Wir setzen uns dafür ein, entsprechende Bauberatungen anzubieten.
  1. Öffentlichkeitsarbeit

Die Energie- und Wärmewende sind eine gesamtgesellschaftliche Herausforderung und Aufgabe. Hier gibt es einen hohen Informationsbedarf, gerade auch hinsichtlich der Förderprogramme von Bund, Land und Kommunen. Wir sehen dies als gewinnbringend für die Bürger*innen und für die heimische Wirtschaft – und natürlich für das Klima.

Wir setzen uns dafür ein, die Chancen und Möglichkeiten der Energie- und
Wärmewende breit zu kommunizieren und dass Bürger und Bürgerinnen sich vor Ort
informieren können, z.B. durch unabhängige Beratungen, bei der
Verbraucherzentrale oder anderen Institutionen.
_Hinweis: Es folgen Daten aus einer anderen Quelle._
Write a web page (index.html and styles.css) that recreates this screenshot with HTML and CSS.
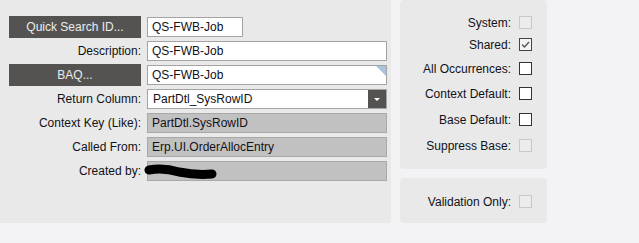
FILE: index.html
```html
<!DOCTYPE html>
<html lang="en">
<head>
  <meta charset="UTF-8" />
  <title>Quick Search</title>
  <link rel="stylesheet" href="styles.css">
</head>
<body>
  <div class="page">
    <!-- main fields -->
    <div class="panel main">
      <div class="grid">
        <button class="btn">Quick Search ID...</button>
        <div class="field"><input class="input short" value="QS-FWB-Job"></div>

        <label class="lbl">Description:</label>
        <div class="field"><input class="input" value="QS-FWB-Job"></div>

        <button class="btn">BAQ...</button>
        <div class="field"><input class="input" value="QS-FWB-Job"><span class="corner"></span></div>

        <label class="lbl">Return Column:</label>
        <div class="field">
          <div class="select">
            <span>PartDtl_SysRowID</span>
            <span class="drop"><svg width="8" height="5" viewBox="0 0 8 5"><path d="M1 1h6L4 4z" fill="#fff"/></svg></span>
          </div>
        </div>

        <label class="lbl">Context Key (Like):</label>
        <div class="field"><input class="input ro" value="PartDtl.SysRowID" readonly></div>

        <label class="lbl">Called From:</label>
        <div class="field"><input class="input ro" value="Erp.UI.OrderAllocEntry" readonly></div>

        <label class="lbl">Created by:</label>
        <div class="field">
          <input class="input ro" value="" readonly>
          <svg class="scribble" width="76" height="20" viewBox="0 0 76 20">
            <path d="M5 8 C15 6 25 7 35 10 C45 12 56 13 68 12" stroke="#000" stroke-width="9" stroke-linecap="round" fill="none"/>
          </svg>
        </div>
      </div>
    </div>

    <!-- flags -->
    <div class="side">
      <div class="panel flags">
        <div class="check-row"><span>System:</span><span class="box off"></span></div>
        <div class="check-row"><span>Shared:</span><span class="box checked"><svg width="11" height="11" viewBox="0 0 11 11"><path d="M2 5.5l2.5 2.5 4.5-5" stroke="#555" stroke-width="1.4" fill="none"/></svg></span></div>
        <div class="check-row"><span>All Occurrences:</span><span class="box"></span></div>
        <div class="check-row"><span>Context Default:</span><span class="box"></span></div>
        <div class="check-row"><span>Base Default:</span><span class="box"></span></div>
        <div class="check-row"><span>Suppress Base:</span><span class="box off"></span></div>
      </div>
      <div class="panel validation">
        <div class="check-row"><span>Validation Only:</span><span class="box off"></span></div>
      </div>
    </div>
  </div>
</body>
</html>
```

FILE: styles.css
```css
body {
  margin: 0;
  background: #f3f3f5;
  font-family: "Liberation Sans", Arial, sans-serif;
  font-size: 12px;
  color: #111118;
}
.page {
  display: flex;
  gap: 9px;
  align-items: flex-start;
}
.panel {
  background: #e9e9e9;
  border-radius: 4px;
}
.main {
  width: 382px;
  height: 207px;
  padding: 16px 0 0 9px;
  border-radius: 0 0 4px 0;
}
.grid {
  display: grid;
  grid-template-columns: 132px 240px;
  grid-auto-rows: 22px;
  column-gap: 6px;
  row-gap: 2px;
}
.btn {
  height: 22px;
  border: none;
  background: #555352;
  color: #ececec;
  font-family: inherit;
  font-size: 12px;
  padding: 0;
}
.lbl {
  align-self: center;
  text-align: right;
}
.field {
  position: relative;
  align-self: center;
  height: 20px;
}
.input {
  box-sizing: border-box;
  width: 240px;
  height: 20px;
  margin: 0;
  border: 1px solid #a3a3a3;
  background: #fff;
  padding: 0 4px;
  font-family: inherit;
  font-size: 12px;
  color: #111118;
}
.input.short {
  width: 96px;
}
.input.ro {
  background: #c1c1c1;
  border-color: #a8a8a8;
}
.corner {
  position: absolute;
  top: 1px;
  right: 1px;
  width: 0;
  height: 0;
  border-top: 10px solid #a9c2e0;
  border-left: 10px solid transparent;
}
.select {
  box-sizing: border-box;
  width: 240px;
  height: 20px;
  border: 1px solid #a3a3a3;
  background: #fff;
  display: flex;
  align-items: center;
  justify-content: space-between;
  padding-left: 5px;
}
.drop {
  width: 18px;
  height: 18px;
  background: #555352;
  display: flex;
  align-items: center;
  justify-content: center;
}
.scribble {
  position: absolute;
  left: -3px;
  top: 1px;
}
.side {
  display: flex;
  flex-direction: column;
  gap: 9px;
}
.flags {
  width: 147px;
  height: 153px;
  padding-top: 16px;
}
.validation {
  width: 147px;
  height: 28px;
  padding-top: 17px;
}
.check-row {
  display: flex;
  justify-content: flex-end;
  align-items: center;
  gap: 8px;
  height: 13px;
  padding-right: 15px;
}
.flags .check-row:nth-child(2) { margin-top: 9px; }
.flags .check-row:nth-child(3) { margin-top: 11px; }
.flags .check-row:nth-child(4) { margin-top: 12px; }
.flags .check-row:nth-child(5) { margin-top: 13px; }
.flags .check-row:nth-child(6) { margin-top: 13px; }
.box {
  box-sizing: border-box;
  width: 13px;
  height: 13px;
  border: 1px solid #333;
  background: #fff;
  display: flex;
  align-items: center;
  justify-content: center;
}
.box.off {
  border-color: #c9c9c9;
  background: #ececec;
}
.box.checked {
  border-color: #444;
  background: #f4f4f4;
}
```
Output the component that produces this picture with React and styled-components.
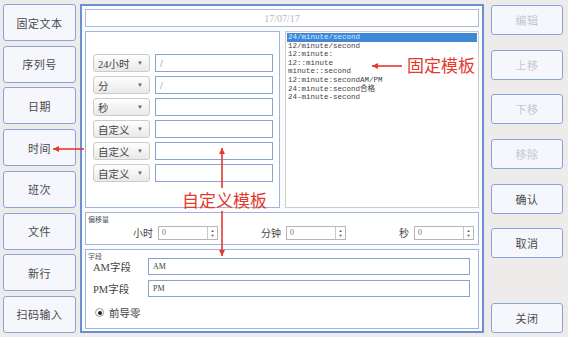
import React from 'react';
import styled, { createGlobalStyle, css } from 'styled-components';

const GlobalStyle = createGlobalStyle`
  html, body {
    margin: 0;
    padding: 0;
    background: #eeecea;
  }
  * {
    box-sizing: border-box;
  }
`;

const serif = `"Liberation Serif", "Noto Sans CJK SC", serif`;
const red = '#e5392c';

const Page = styled.div`
  position: relative;
  width: 568px;
  height: 337px;
  padding: 4px 5px 4px 3px;
  display: flex;
  gap: 4px;
  font-family: ${serif};
  color: #333;
  overflow: hidden;
`;

const LeftColumn = styled.div`
  width: 73px;
  display: flex;
  flex-direction: column;
  justify-content: space-between;
`;

const RightColumn = styled.div`
  width: 72px;
  margin-left: 3px;
  padding-top: 1px;
  display: flex;
  flex-direction: column;
  gap: 14.7px;
`;

const Button = styled.div`
  height: ${(p) => (p.short ? '30px' : '37px')};
  border: 1.5px solid #8ba3d8;
  border-radius: 3px;
  background: #f5f7fc;
  display: flex;
  align-items: center;
  justify-content: center;
  font-size: 11px;
  color: #4a4a4a;
  letter-spacing: 0.5px;

  ${(p) =>
    p.disabled &&
    css`
      color: #c4c7ce;
    `}

  ${(p) =>
    p.bottom &&
    css`
      margin-top: auto;
    `}
`;

const Main = styled.div`
  width: 404px;
  border: 2px solid #6b8fd7;
  background: #fcfcfd;
  padding: 3px 3px 2px 3px;
  display: flex;
  flex-direction: column;
  gap: 4px;
`;

const DateField = styled.div`
  height: 18px;
  border: 1px solid #a7badf;
  background: #fff;
  display: flex;
  align-items: center;
  justify-content: center;
  font-size: 10px;
  color: #b9b9b9;
`;

const MiddleRow = styled.div`
  height: 177px;
  display: flex;
  gap: 5px;
`;

const Group = styled.div`
  position: relative;
  border: 1px solid #9fb5e1;
  background: #fff;
`;

const CustomGroup = styled(Group)`
  width: 195px;
  padding: 22px 6px 0 7px;
  display: flex;
  flex-direction: column;
  gap: 4px;
`;

const SegmentRow = styled.div`
  height: 18px;
  display: flex;
  gap: 5px;
`;

const Select = styled.div`
  width: 57px;
  border: 1px solid #cbcbcb;
  border-radius: 3px;
  background: linear-gradient(#fefefe, #e9e9e9);
  display: flex;
  align-items: center;
  justify-content: space-between;
  padding: 0 6px 0 4px;
  font-size: 10.5px;
  color: #444;
`;

const Caret = styled.span`
  font-size: 6px;
  color: #666;
`;

const TextBox = styled.div`
  flex: 1;
  height: ${(p) => (p.tall ? '17px' : 'auto')};
  border: 1px solid #86a2d6;
  background: #fff;
  display: flex;
  align-items: center;
  padding: 0 4px;
  font-size: ${(p) => (p.small ? '8px' : '10px')};
  color: ${(p) => (p.small ? '#444' : '#777')};
`;

const TemplateList = styled.div`
  flex: 1;
  border: 1px solid #cfcac4;
  background: #fff;
  padding: 1px 1px 0 1px;
  display: flex;
  flex-direction: column;
`;

const ListItem = styled.div`
  height: 8.6px;
  line-height: 8.6px;
  font-family: "Liberation Mono", "Noto Sans CJK SC", monospace;
  font-size: 7.5px;
  padding-left: 1px;
  color: #444;
  white-space: nowrap;

  ${(p) =>
    p.selected &&
    css`
      background: #3e88d8;
      color: #dce9fb;
    `}
`;

const GroupTitle = styled.div`
  position: absolute;
  left: 2px;
  top: 1px;
  font-size: 7px;
  color: #555;
`;

const OffsetGroup = styled(Group)`
  height: 33px;
  display: flex;
  align-items: center;
  padding: 8px 0 0 0;
`;

const OffsetItem = styled.div`
  display: flex;
  align-items: center;
  gap: 5px;
  margin-left: ${(p) => p.offset}px;
`;

const OffsetLabel = styled.span`
  font-size: 10px;
  color: #444;
`;

const Spinner = styled.div`
  width: 60px;
  height: 14px;
  border: 1px solid #b5b5b5;
  background: #fff;
  display: flex;
`;

const SpinValue = styled.div`
  flex: 1;
  font-size: 8px;
  color: #777;
  padding-left: 3px;
  display: flex;
  align-items: center;
`;

const SpinArrows = styled.div`
  width: 10px;
  border-left: 1px solid #c8c8c8;
  display: flex;
  flex-direction: column;
  align-items: center;
  justify-content: center;
  font-size: 4px;
  line-height: 5px;
  color: #555;
`;

const FieldGroup = styled(Group)`
  flex: 1;
  padding: 7px 8px 0 7px;
  display: flex;
  flex-direction: column;
  gap: 4px;
`;

const FieldRow = styled.div`
  height: 18px;
  display: flex;
  align-items: center;
`;

const FieldLabel = styled.span`
  width: 55px;
  font-size: 10.5px;
  color: #444;
`;

const RadioRow = styled.div`
  display: flex;
  align-items: center;
  gap: 5px;
  margin-top: 4px;
  padding-left: 2px;
  font-size: 10.5px;
  color: #444;
`;

const Radio = styled.span`
  width: 9px;
  height: 9px;
  border-radius: 50%;
  border: 1px solid #999;
  background: #fff;
  display: flex;
  align-items: center;
  justify-content: center;

  &::after {
    content: '';
    width: 4px;
    height: 4px;
    border-radius: 50%;
    background: #222;
  }
`;

const Note = styled.div`
  position: absolute;
  left: ${(p) => p.x}px;
  top: ${(p) => p.y}px;
  font-family: "Noto Sans CJK SC", sans-serif;
  font-size: 17px;
  line-height: 17px;
  color: ${red};
  white-space: nowrap;
`;

const Overlay = styled.svg`
  position: absolute;
  left: 0;
  top: 0;
  pointer-events: none;
`;

const leftButtons = ['固定文本', '序列号', '日期', '时间', '班次', '文件', '新行', '扫码输入'];

const segments = [
  { type: '24小时', value: '/' },
  { type: '分', value: '/' },
  { type: '秒', value: '' },
  { type: '自定义', value: '' },
  { type: '自定义', value: '' },
  { type: '自定义', value: '' },
];

const templates = [
  '24/minute/second',
  '12/minute/second',
  '12:minute:',
  '12::minute',
  'minute::second',
  '12:minute:secondAM/PM',
  '24:minute:second合格',
  '24-minute-second',
];

const offsets = [
  { label: '小时', offset: 47 },
  { label: '分钟', offset: 43 },
  { label: '秒', offset: 53 },
];

function Arrow({ x1, y1, x2, y2 }) {
  const angle = Math.atan2(y2 - y1, x2 - x1);
  const size = 6;
  const left = [
    x2 - size * Math.cos(angle) + 3 * Math.sin(angle),
    y2 - size * Math.sin(angle) - 3 * Math.cos(angle),
  ];
  const right = [
    x2 - size * Math.cos(angle) - 3 * Math.sin(angle),
    y2 - size * Math.sin(angle) + 3 * Math.cos(angle),
  ];
  return (
    <g>
      <line x1={x1} y1={y1} x2={x2} y2={y2} stroke={red} strokeWidth="1.6" />
      <polygon points={`${x2},${y2} ${left.join(',')} ${right.join(',')}`} fill={red} />
    </g>
  );
}

function App() {
  return (
    <Page>
      <GlobalStyle />
      <LeftColumn>
        {leftButtons.map((label) => (
          <Button key={label}>{label}</Button>
        ))}
      </LeftColumn>

      <Main>
        <DateField>17/07/17</DateField>

        <MiddleRow>
          <CustomGroup>
            {segments.map((seg, index) => (
              <SegmentRow key={index}>
                <Select>
                  {seg.type}
                  <Caret>▼</Caret>
                </Select>
                <TextBox>{seg.value}</TextBox>
              </SegmentRow>
            ))}
          </CustomGroup>

          <TemplateList>
            {templates.map((item, index) => (
              <ListItem key={item} selected={index === 0}>
                {item}
              </ListItem>
            ))}
          </TemplateList>
        </MiddleRow>

        <OffsetGroup>
          <GroupTitle>偏移量</GroupTitle>
          {offsets.map((item) => (
            <OffsetItem key={item.label} offset={item.offset}>
              <OffsetLabel>{item.label}</OffsetLabel>
              <Spinner>
                <SpinValue>0</SpinValue>
                <SpinArrows>
                  <span>▲</span>
                  <span>▼</span>
                </SpinArrows>
              </Spinner>
            </OffsetItem>
          ))}
        </OffsetGroup>

        <FieldGroup>
          <GroupTitle>字段</GroupTitle>
          <FieldRow>
            <FieldLabel>AM字段</FieldLabel>
            <TextBox small tall>AM</TextBox>
          </FieldRow>
          <FieldRow>
            <FieldLabel>PM字段</FieldLabel>
            <TextBox small tall>PM</TextBox>
          </FieldRow>
          <RadioRow>
            <Radio />
            前导零
          </RadioRow>
        </FieldGroup>
      </Main>

      <RightColumn>
        <Button short disabled>编辑</Button>
        <Button short disabled>上移</Button>
        <Button short disabled>下移</Button>
        <Button short disabled>移除</Button>
        <Button short>确认</Button>
        <Button short>取消</Button>
        <Button short bottom>关闭</Button>
      </RightColumn>

      <Note x={407} y={56}>固定模板</Note>
      <Note x={182} y={191}>自定义模板</Note>

      <Overlay width="568" height="337">
        <Arrow x1={402} y1={66} x2={372} y2={66} />
        <Arrow x1={84} y1={149} x2={53} y2={149} />
        <Arrow x1={222} y1={188} x2={222} y2={148} />
        <Arrow x1={222} y1={211} x2={222} y2={256} />
      </Overlay>
    </Page>
  );
}

export default App;
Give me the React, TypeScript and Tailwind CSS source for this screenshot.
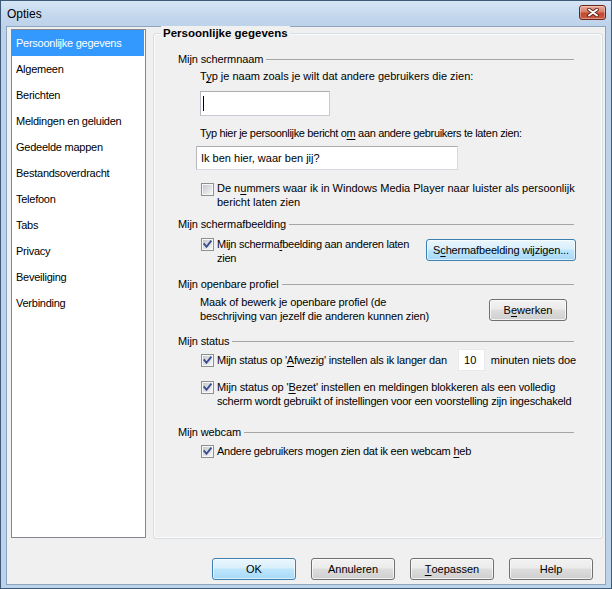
import React from "react";

const U = ({ children }: { children: React.ReactNode }) => (
  <span className="underline decoration-1 underline-offset-[2px]">{children}</span>
);

function Check({ checked }: { checked: boolean }) {
  return (
    <svg width="13" height="13" viewBox="0 0 13 13" className="shrink-0">
      <defs>
        <linearGradient id="cbfill" x1="0" y1="0" x2="1" y2="1">
          <stop offset="0" stopColor="#c5c9cf" />
          <stop offset="1" stopColor="#f4f4f4" />
        </linearGradient>
      </defs>
      <rect x="0.5" y="0.5" width="12" height="12" fill="#f7f7f7" stroke="#8e8f8f" />
      <rect x="2" y="2" width="9" height="9" fill="url(#cbfill)" />
      {checked && (
        <path
          d="M3.3 6.2 L5.5 8.8 L9.8 3.3"
          fill="none"
          stroke="#3c4f8c"
          strokeWidth="1.9"
          strokeLinecap="square"
        />
      )}
    </svg>
  );
}

function Btn({
  children,
  blue,
  className,
}: {
  children: React.ReactNode;
  blue?: boolean;
  className?: string;
}) {
  const base =
    "h-[22px] rounded-[3px] border flex items-center justify-center text-[11px] text-black shrink-0 ";
  const skin = blue
    ? "border-[#3c7fb1] bg-[linear-gradient(#eaf6fd,#d9f0fc_45%,#bee6fd_50%,#a7d9f5)] shadow-[inset_0_0_0_1px_rgba(255,255,255,0.6)] "
    : "border-[#707070] bg-[linear-gradient(#f2f2f2,#ebebeb_45%,#dddddd_50%,#cfcfcf)] shadow-[inset_0_0_0_1px_rgba(255,255,255,0.7)] ";
  return <div className={base + skin + (className ?? "")}>{children}</div>;
}

function Section({ title }: { title: string }) {
  return (
    <div className="flex items-center h-[14px] leading-[14px]">
      <span className="whitespace-nowrap tracking-[-0.1px]">{title}</span>
      <div className="flex-1 h-px bg-[#a5a5a5] ml-[3px] mr-[2px]" />
    </div>
  );
}

const items = [
  "Persoonlijke gegevens",
  "Algemeen",
  "Berichten",
  "Meldingen en geluiden",
  "Gedeelde mappen",
  "Bestandsoverdracht",
  "Telefoon",
  "Tabs",
  "Privacy",
  "Beveiliging",
  "Verbinding",
];

export default function App() {
  return (
    <div className="w-[612px] h-[589px] bg-[#bdd3ea] border border-[#3f5a78] flex flex-col font-['Liberation_Sans',Arial,sans-serif] text-[11px] text-black overflow-hidden">
      {/* title bar */}
      <div className="h-[25px] shrink-0 flex items-center justify-between pl-[6px] pr-[5px] bg-[linear-gradient(#d6e5f5,#c3d8ee_60%,#bdd3ea)]">
        <span className="text-[12px] leading-none mt-[1px]">Opties</span>
        <div className="w-[27px] h-[15px] -mt-[2px] rounded-[3px] border border-[#6b2418] bg-[linear-gradient(#eaa998,#d8806a_45%,#c24a30_55%,#cb5a3e)] shadow-[inset_0_0_0_1px_rgba(255,255,255,0.35)] flex items-center justify-center">
          <svg width="12" height="9" viewBox="0 0 12 9">
            <path d="M2 1.5 L10 7.5 M10 1.5 L2 7.5" stroke="#5a1a10" strokeWidth="3.6" strokeLinecap="round" />
            <path d="M2 1.5 L10 7.5 M10 1.5 L2 7.5" stroke="#ffffff" strokeWidth="2" strokeLinecap="round" />
          </svg>
        </div>
      </div>

      {/* content */}
      <div className="flex-1 mx-[5px] mb-[3px] bg-[#f0f0f0] border border-[#8fa5bf] flex flex-col">
        <div className="flex items-start">
          {/* list */}
          <div className="ml-[4px] mt-[2px] w-[135px] h-[509px] bg-white border border-[#828790] flex flex-col tracking-[-0.25px]">
            {items.map((t, i) => (
              <div
                key={t}
                className={
                  "h-[26px] flex items-center pl-[4px] pt-[1px] " +
                  (i === 0 ? "bg-[#3399ff] text-white mr-[1px]" : "")
                }
              >
                {t}
              </div>
            ))}
          </div>

          {/* panel */}
          <div className="relative ml-[7px] mt-[6px] w-[450px] h-[506px] border border-[#d5dfe5] rounded-[3px] shadow-[inset_0_0_0_1px_#fbfbfb]">
            <div className="absolute left-[7px] -top-[8px] px-[2px] bg-[#f0f0f0] font-bold text-[11.5px] leading-[15px]">
              Persoonlijke gegevens
            </div>

            <div className="flex flex-col pl-[24px] pr-[26px] leading-[14px]">
              {/* Mijn schermnaam */}
              <div className="mt-[18px]">
                <Section title="Mijn schermnaam" />
              </div>
              <div className="mt-[3px] ml-[22px] h-[14px]">
                T<U>y</U>p je naam zoals je wilt dat andere gebruikers die zien:
              </div>
              <div className="mt-[8px] ml-[22px] w-[130px] h-[25px] bg-white border border-[#c8ccd2] border-t-[#abadb3] border-l-[#b5b8be] flex items-center pl-[2px]">
                <div className="w-px h-[15px] bg-black" />
              </div>
              <div className="mt-[10px] ml-[22px] h-[14px] whitespace-nowrap tracking-[-0.33px]">
                Typ hier je persoonlijke bericht o<U>m</U> aan andere gebruikers te laten zien:
              </div>
              <div className="mt-[6px] ml-[18px] w-[262px] h-[24px] bg-white border border-[#d7dbe1] border-t-[#abadb3] border-l-[#b5b8be] flex items-center pl-[4px]">
                Ik ben hier, waar ben jij?
              </div>
              <div className="mt-[11px] ml-[23px] flex items-start">
                <div className="mt-[2px]">
                  <Check checked={false} />
                </div>
                <div className="ml-[3px] whitespace-nowrap">
                  De n<U>u</U>mmers waar ik in Windows Media Player naar luister als persoonlijk
                  <br />
                  bericht laten zien
                </div>
              </div>

              {/* Mijn schermafbeelding */}
              <div className="mt-[8px]">
                <Section title="Mijn schermafbeelding" />
              </div>
              <div className="mt-[6px] ml-[23px] flex items-start">
                <div className="mt-[1px]">
                  <Check checked={true} />
                </div>
                <div className="ml-[3px] whitespace-nowrap tracking-[-0.25px]">
                  Mijn scherma<U>f</U>beelding aan anderen laten
                  <br />
                  zien
                </div>
                <Btn blue className="ml-auto mt-[2px] w-[150px] tracking-[-0.15px]">
                  S<U>c</U>hermafbeelding wijzigen...
                </Btn>
              </div>

              {/* Mijn openbare profiel */}
              <div className="mt-[12px]">
                <Section title="Mijn openbare profiel" />
              </div>
              <div className="mt-[4px] ml-[22px] flex items-start">
                <div className="whitespace-nowrap tracking-[-0.12px]">
                  Maak of bewerk je openbare profiel (de
                  <br />
                  beschrijving van jezelf die anderen kunnen zien)
                </div>
                <Btn className="ml-auto mr-[9px] mt-[4px] w-[78px]">
                  B<U>e</U>werken
                </Btn>
              </div>

              {/* Mijn status */}
              <div className="mt-[11px]">
                <Section title="Mijn status" />
              </div>
              <div className="mt-[1px] ml-[23px] h-[22px] flex items-center">
                <Check checked={true} />
                <div className="ml-[3px] w-[244px] whitespace-nowrap tracking-[-0.2px]">
                  Mijn status op '<U>A</U>fwezig' instellen als ik langer dan
                </div>
                <div className="w-[27px] h-[22px] bg-white border border-[#e6e9ee] flex items-center pl-[5px]">
                  10
                </div>
                <div className="ml-[6px] whitespace-nowrap tracking-[-0.1px]">minuten niets doe</div>
              </div>
              <div className="mt-[9px] ml-[23px] flex items-start">
                <div className="mt-[1px]">
                  <Check checked={true} />
                </div>
                <div className="ml-[3px] whitespace-nowrap flex flex-col">
                  <span className="tracking-[-0.1px]">
                    Mijn status op '<U>B</U>ezet' instellen en meldingen blokkeren als een volledig
                  </span>
                  <span className="tracking-[-0.2px]">
                    scherm wordt gebruikt of instellingen voor een voorstelling zijn ingeschakeld
                  </span>
                </div>
              </div>

              {/* Mijn webcam */}
              <div className="mt-[17px]">
                <Section title="Mijn webcam" />
              </div>
              <div className="mt-[5px] ml-[23px] flex items-start">
                <div className="mt-[1px]">
                  <Check checked={true} />
                </div>
                <div className="ml-[3px] whitespace-nowrap tracking-[-0.24px]">
                  Andere gebruikers mogen zien dat ik een webcam <U>h</U>eb
                </div>
              </div>
            </div>
          </div>
        </div>

        {/* buttons */}
        <div className="mt-[19px] flex justify-end gap-[15px] pr-[12px]">
          <Btn blue className="w-[84px] border-[#2c628b] shadow-[inset_0_0_0_1px_rgba(255,255,255,0.6),0_0_2px_#6fc3f0]">
            OK
          </Btn>
          <Btn className="w-[84px]">Annuleren</Btn>
          <Btn className="w-[84px]">
            <U>T</U>oepassen
          </Btn>
          <Btn className="w-[84px]">Help</Btn>
        </div>
      </div>
    </div>
  );
}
Einladung zum Gespräch und Weiterdenken

Die Formulierung dieser Ziele bedeutet für den grünen Kreisverband Paderborn, aktiv mit allen Bürger*innen, den demokratischen politischen und zivilgesellschaftlichen Akteur*innen zu kommunizieren und an der Umsetzung zu arbeiten. Wir nehmen Sorgen auch einzelner Gruppen ernst und verstehen Demokratie als einen notwendigen Ausgleich unterschiedlicher Interessen.

Nur gemeinsam können Bürger*innen, Handel, Handwerk, Gewerbe, Industrie, Verwaltungen die Energie- und Wärmewende im Kreis Paderborn voranbringen – als einen lokalen Beitrag zur Bewältigung der Klimakrise. Damit schützen wir unsere Lebensgrundlagen, unsere Gesundheit, unsere Arbeitsplätze, die kommunalen Finanzen und den sozialen Zusammenhalt unserer heimischen Gesellschaft.